To complete this assignment, review the Discussion Rubric document.

 

Answering the question of why change is needed almost always points to either reacting to some issue, event, problem, or need or perceiving the need to position the organization for an expected future or possible future with a proactive decision to make the needed changes to get there. For most leaders, change is primarily reactive. As much as we would like to believe that leaders are at the forefront of thought in planning and strategy for the organization, most organizational change is still reactive and not proactive. Most leaders make changes because they feel the pain, not because they see the light. With that said, both types of change are needed for organizational success. It is incumbent on leaders to adapt and make needed adjustments for the organization to survive and hopefully thrive. These needed changes are typically reactions to internal and external forces on the organization. As an example, customers want a product in the color red, so red becomes an available color for customer selection. Sometimes reactive changes occur to improve processes, products, or services or to better meet need or demand. This ongoing monitoring of the internal and external environments is critical for the organization to stay at the forefront of the market and its demands, new technologies and their new deliverables, and for continuous improvement in processes.

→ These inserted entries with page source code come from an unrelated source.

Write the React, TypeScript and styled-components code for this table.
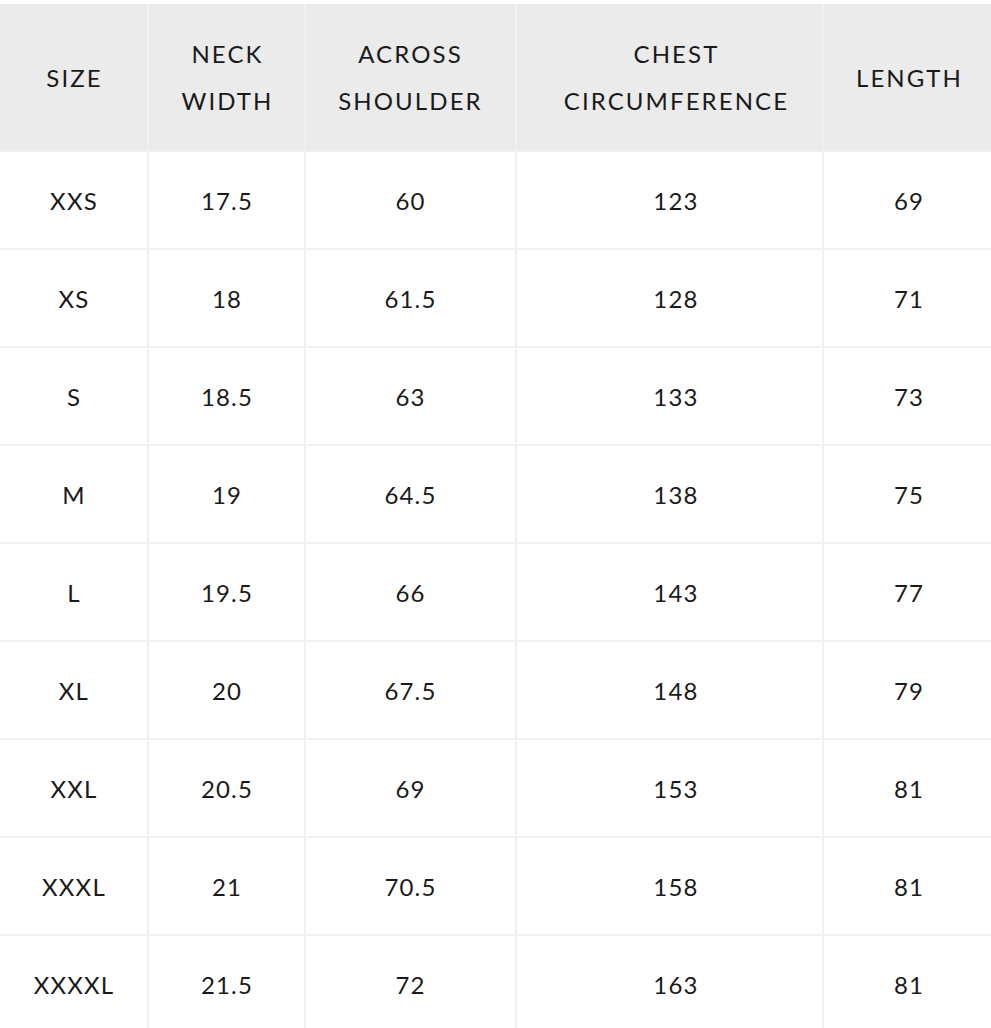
import React from "react";
import styled, { createGlobalStyle } from "styled-components";

const Global = createGlobalStyle`
  html, body { margin: 0; padding: 0; background: #ffffff; }
  body { font-family: Lato, "Open Sans", sans-serif; color: #1a1a1a; }
`;

const Page = styled.div`
  padding-top: 4px;
  width: 991px;
  height: 1028px;
  overflow: hidden;
  box-sizing: border-box;
`;

const Table = styled.div`
  display: grid;
  grid-template-columns: 147px 155px 209px 305px 167px;
  grid-auto-rows: 96px;
  grid-template-rows: 146px;
  gap: 2px;
  background: #f1f1f1;
`;

const HeadCell = styled.div<{ $indent?: number }>`
  background: #ebebeb;
  display: flex;
  align-items: center;
  justify-content: center;
  text-align: center;
  font-size: 24px;
  line-height: 47px;
  letter-spacing: 2.1px;
  padding-left: ${(p) => (p.$indent ?? 0) + 2}px;
`;

const Cell = styled.div<{ $indent?: number }>`
  background: #ffffff;
  display: flex;
  align-items: center;
  justify-content: center;
  font-size: 24px;
  letter-spacing: 1.2px;
  padding-left: ${(p) => (p.$indent ?? 0) + 1}px;
`;

const headers: string[][] = [
  ["SIZE"],
  ["NECK", "WIDTH"],
  ["ACROSS", "SHOULDER"],
  ["CHEST", "CIRCUMFERENCE"],
  ["LENGTH"],
];

const indents = [0, 0, -2, 12, 2];

const rows: string[][] = [
  ["XXS", "17.5", "60", "123", "69"],
  ["XS", "18", "61.5", "128", "71"],
  ["S", "18.5", "63", "133", "73"],
  ["M", "19", "64.5", "138", "75"],
  ["L", "19.5", "66", "143", "77"],
  ["XL", "20", "67.5", "148", "79"],
  ["XXL", "20.5", "69", "153", "81"],
  ["XXXL", "21", "70.5", "158", "81"],
  ["XXXXL", "21.5", "72", "163", "81"],
];

export default function App() {
  return (
    <Page>
      <Global />
      <Table>
        {headers.map((h, i) => (
          <HeadCell key={i} $indent={indents[i]}>
            <div>
              {h.map((line, j) => (
                <div key={j}>{line}</div>
              ))}
            </div>
          </HeadCell>
        ))}
        {rows.map((r, i) =>
          r.map((v, j) => (
            <Cell key={`${i}-${j}`} $indent={indents[j]}>
              {v}
            </Cell>
          ))
        )}
      </Table>
    </Page>
  );
}
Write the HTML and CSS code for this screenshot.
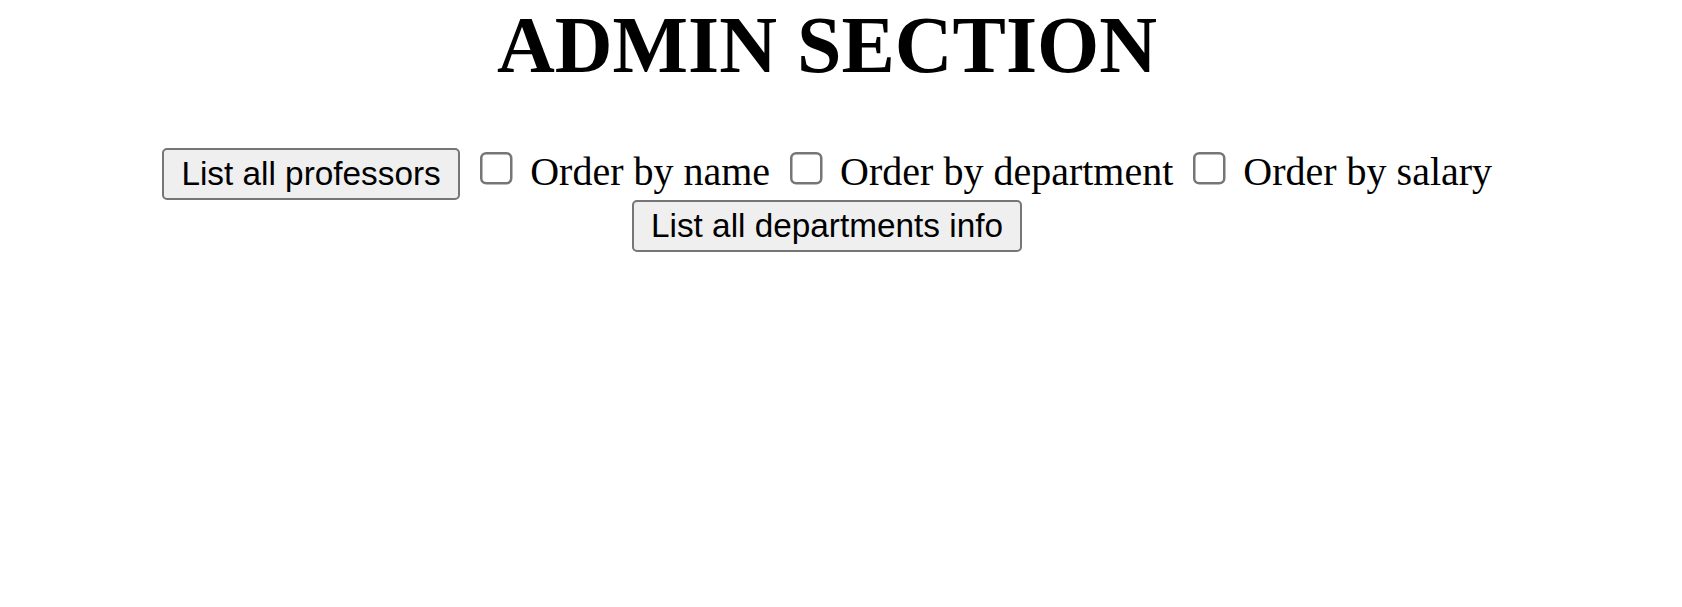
FILE: index.html
```html
<!DOCTYPE html>
<html>
<head>
<meta charset="utf-8">
<title>Admin Section</title>
<link rel="stylesheet" href="styles.css">
</head>
<body>
<div class="page">
  <h1 class="title">ADMIN SECTION</h1>
  <div class="controls">
    <button class="btn" type="button">List all professors</button>
    <input class="check" type="checkbox" id="byName"> <label for="byName">Order by name</label>
    <input class="check" type="checkbox" id="byDept"> <label for="byDept">Order by department</label>
    <input class="check" type="checkbox" id="bySalary"> <label for="bySalary">Order by salary</label>
    <button class="btn" type="button">List all departments info</button>
  </div>
</div>
</body>
</html>
```
FILE: styles.css
```css
html, body {
  margin: 0;
  padding: 0;
  background: #ffffff;
}

.page {
  zoom: 2.5;
  padding-right: 11.2px;
  font-family: "Liberation Serif", "Times New Roman", serif;
  font-size: 16px;
  color: #000;
  text-align: center;
}

.title {
  font-size: 2em;
  font-weight: bold;
  margin: 0 0 0.67em;
}

.controls {
  text-align: center;
}

.btn {
  font-family: "Liberation Sans", Arial, sans-serif;
  font-size: 13.333px;
  color: #000;
  background: #efefef;
  border: 1px solid #767676;
  border-radius: 2px;
  padding: 2px 7px;
}

.check {
  margin: 3px 3px 3px 4px;
}
```
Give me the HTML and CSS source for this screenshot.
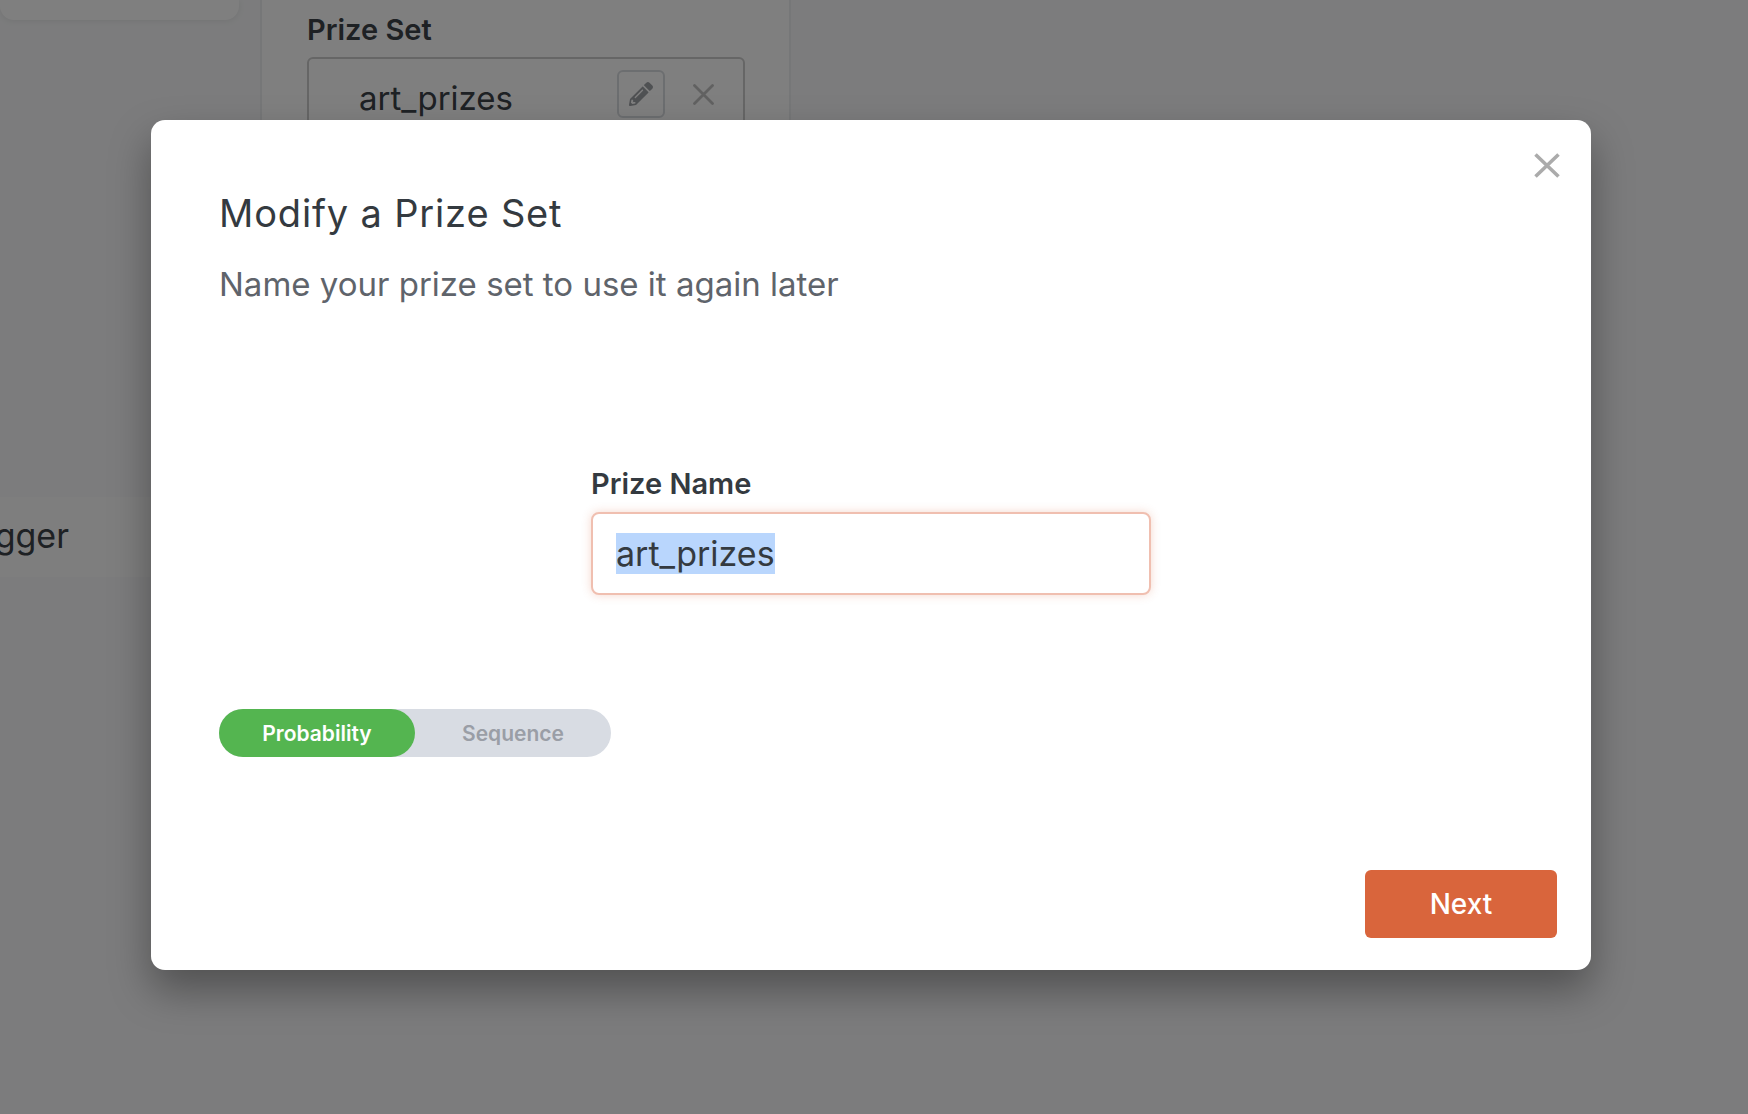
FILE: index.html
```html
<!DOCTYPE html>
<html lang="en">
<head>
<meta charset="utf-8">
<title>Modify a Prize Set</title>
<link rel="stylesheet" href="styles.css">
</head>
<body>
<div class="page">
  <aside class="side">
    <div class="side-card"></div>
    <div class="side-row"><span>Trigger</span></div>
  </aside>
  <section class="panel">
    <div class="panel-label">Prize Set</div>
    <div class="panel-field">
      <span class="panel-value">art_prizes</span>
      <button class="edit-btn" type="button" aria-label="Edit">
        <svg class="pencil" viewBox="0 0 512 512"><path d="M497.9 142.1l-46.1 46.1c-4.7 4.7-12.3 4.7-17 0l-111-111c-4.7-4.7-4.7-12.3 0-17l46.1-46.1c18.7-18.7 49.1-18.7 67.9 0l60.1 60.1c18.8 18.7 18.8 49.1 0 67.9zM284.2 99.8L21.6 362.4.4 483.9c-2.9 16.4 11.4 30.6 27.8 27.8l121.5-21.3 262.6-262.6c4.7-4.7 4.7-12.3 0-17l-111-111c-4.8-4.7-12.4-4.7-17.1 0zM124.1 339.9c-5.5-5.5-5.5-14.3 0-19.8l154-154c5.5-5.5 14.3-5.5 19.8 0s5.5 14.3 0 19.8l-154 154c-5.5 5.5-14.3 5.5-19.8 0zM88 424h48v36.3l-64.5 11.3-31.1-31.1L51.7 376H88v48z"/></svg>
      </button>
      <svg class="panel-x" viewBox="0 0 21 21"><path d="M1.5 1.5l18 18M19.5 1.5l-18 18"/></svg>
    </div>
  </section>
</div>
<div class="overlay"></div>
<div class="modal">
  <button class="close" type="button" aria-label="Close">
    <svg viewBox="0 0 26 25"><path d="M1.5 1.5l23 22M24.5 1.5l-23 22"/></svg>
  </button>
  <h2 class="title">Modify a Prize Set</h2>
  <p class="subtitle">Name your prize set to use it again later</p>
  <div class="form">
    <div class="form-label">Prize Name</div>
    <div class="form-input"><span class="selected">art_prizes</span></div>
  </div>
  <div class="toggle">
    <span class="toggle-opt on">Probability</span>
    <span class="toggle-opt">Sequence</span>
  </div>
  <div class="actions"><button class="next" type="button">Next</button></div>
</div>
</body>
</html>
```
FILE: styles.css
```css
* { box-sizing: border-box; }
html, body { margin: 0; height: 100%; }
body {
  position: relative;
  overflow: hidden;
  background: #f8f9fa;
  font-family: Inter, "Liberation Sans", sans-serif;
  color: #343a40;
}
.page { display: flex; align-items: flex-start; height: 100%; }
.side { width: 239px; flex: none; }
.side-card {
  height: 20px;
  background: #fff;
  border-radius: 0 0 14px 14px;
  box-shadow: 0 1px 6px rgba(0,0,0,.08);
}
.side-row {
  margin-top: 477px;
  height: 80px;
  background: #fdfdfd;
  display: flex;
  justify-content: flex-end;
  align-items: center;
  padding: 0 170px 4px 0;
  font-size: 34px;
  color: #3c4248;
  white-space: nowrap;
}
.panel {
  margin-left: 21px;
  width: 531px;
  height: 500px;
  flex: none;
  background: #fff;
  border: solid #eceef0;
  border-width: 0 2px;
  padding: 12px 45px 0;
}
.panel-label {
  font-size: 29px;
  line-height: 35px;
  font-weight: 600;
  color: #3c4248;
}
.panel-field {
  margin-top: 10px;
  width: 438px;
  height: 90px;
  border: 2px solid #ccc;
  border-radius: 6px;
  padding: 11px 0 0 50px;
  display: flex;
  align-items: flex-start;
}
.panel-value {
  margin-top: 9px;
  width: 258px;
  font-size: 33px;
  line-height: 39px;
  color: #3c4248;
}
.edit-btn {
  width: 48px;
  height: 48px;
  padding: 0;
  background: none;
  border: 2px solid #d8dce0;
  border-radius: 6px;
  display: flex;
  align-items: center;
  justify-content: center;
}
.pencil { width: 24px; height: 24px; fill: #9fa2a6; }
.panel-x {
  margin: 14px 0 0 28px;
  width: 21px;
  height: 21px;
  fill: none;
  stroke: #c2c2c2;
  stroke-width: 2.8;
  stroke-linecap: round;
}
.overlay {
  position: absolute;
  inset: 0;
  background: rgba(0,0,0,.5);
}
.modal {
  position: absolute;
  left: 151px;
  top: 120px;
  width: 1440px;
  height: 850px;
  background: #fff;
  border-radius: 14px;
  box-shadow: 0 20px 40px rgba(0,0,0,.35);
  padding: 70px 34px 32px 68px;
  display: flex;
  flex-direction: column;
}
.close {
  position: absolute;
  left: 1383px;
  top: 33px;
  width: 26px;
  height: 25px;
  padding: 0;
  background: none;
  border: 0;
}
.close svg {
  display: block;
  width: 26px;
  height: 25px;
  fill: none;
  stroke: #ababab;
  stroke-width: 3.6;
}
.title {
  margin: 0;
  font-size: 38px;
  line-height: 46px;
  font-weight: 400;
  letter-spacing: .022em;
  color: #343a40;
}
.subtitle {
  margin: 28px 0 0;
  font-size: 33px;
  line-height: 40px;
  color: #5f646b;
}
.form {
  margin: 162px 0 0 372px;
  width: 560px;
}
.form-label {
  font-size: 29px;
  line-height: 35px;
  font-weight: 600;
  color: #343a40;
}
.form-input {
  margin-top: 11px;
  height: 83px;
  border: 2px solid #f0bfb0;
  border-radius: 8px;
  padding-left: 23px;
  display: flex;
  align-items: center;
  background: #fff;
  box-shadow: 0 0 10px rgba(217,101,60,.25);
  font-size: 34px;
  color: #343a40;
}
.selected { background: #b9d6fd; }
.toggle {
  margin-top: 114px;
  width: 392px;
  height: 48px;
  border-radius: 24px;
  background: #d8dce3;
  display: flex;
}
.toggle-opt {
  width: 196px;
  border-radius: 24px;
  display: flex;
  align-items: center;
  justify-content: center;
  font-size: 21px;
  font-weight: 600;
  color: #9a9ea6;
}
.toggle-opt.on { background: #54b550; color: #fff; }
.actions {
  margin-top: auto;
  display: flex;
  justify-content: flex-end;
}
.next {
  width: 192px;
  height: 68px;
  border: 0;
  border-radius: 6px;
  background: #d9653c;
  color: #fff;
  font: 500 28px Inter, "Liberation Sans", sans-serif;
}
```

Proactive change is different from reactive change in one important component: Proactive change is typically better researched and better considered than reactive change. With proactive change, there is typically time for research, critical reflection, and careful decision-making, but reactive change is often to fix a problem or tweak a process, as soon as possible. In a real sense, reactive change is often about the urgency of demand, time, and the pain the problem is causing, whereas proactive change is about research and critical reflection targeted toward a hoped-for future. Proactive change is more labor-intensive in the long run, whereas reactive change is often an adrenaline rush, and sometimes too much of an adrenaline rush, as many leaders confirm their own importance to the organization through periodic reactive changes that produce this adrenaline rush that they find stimulating and confirming of their importance. Most leaders and organizations would be better served by a more proactive approach to organizational change.

When you think about the origins of an organizational vision, what comes to mind? Is it something like the supreme organizational leader locked in a room alone, developing a perfect vision for the organization’s future? Vision is a difficult topic, with some believing that exceptional leaders develop a brilliant vision on their own, and the organization and stockholders benefit from it. In reality, that is not how it usually plays out. Organizational visions may be considered alone or written in a day or two in a team setting, but real organizational visions get built over time in the minds of the leaders. Vision development is first and foremost about being well informed. Knowledge of the internal environment, the external environment, industry trends, forces impacting the industry, new technologies, and new processes is part of the thinking that needs to be considered in vision development. Because of the knowledge required from many different areas, it is almost impossible for any leader to be well-enough informed to develop a solid organizational vision alone. Leaders who develop great vision statements for their respective organizations almost always do it by being good listeners who are well informed by others. With an upper-level leadership team, the usual theme is that all of them are smarter than any one of them. Some will argue strongly against this, citing great visionary leaders. While there is some truth in this dissent, these extraordinary leaders are the exception and not the norm for best practices in vision development. In fact, Steve Jobs was considered one of the great visionary leaders in business, but at the end of his leadership of Apple, when he was asked about team input into the vision and decision-making, he stated, “You have to let the best ideas win.” That is right, from someone who proved that vision development is not a solo endeavor.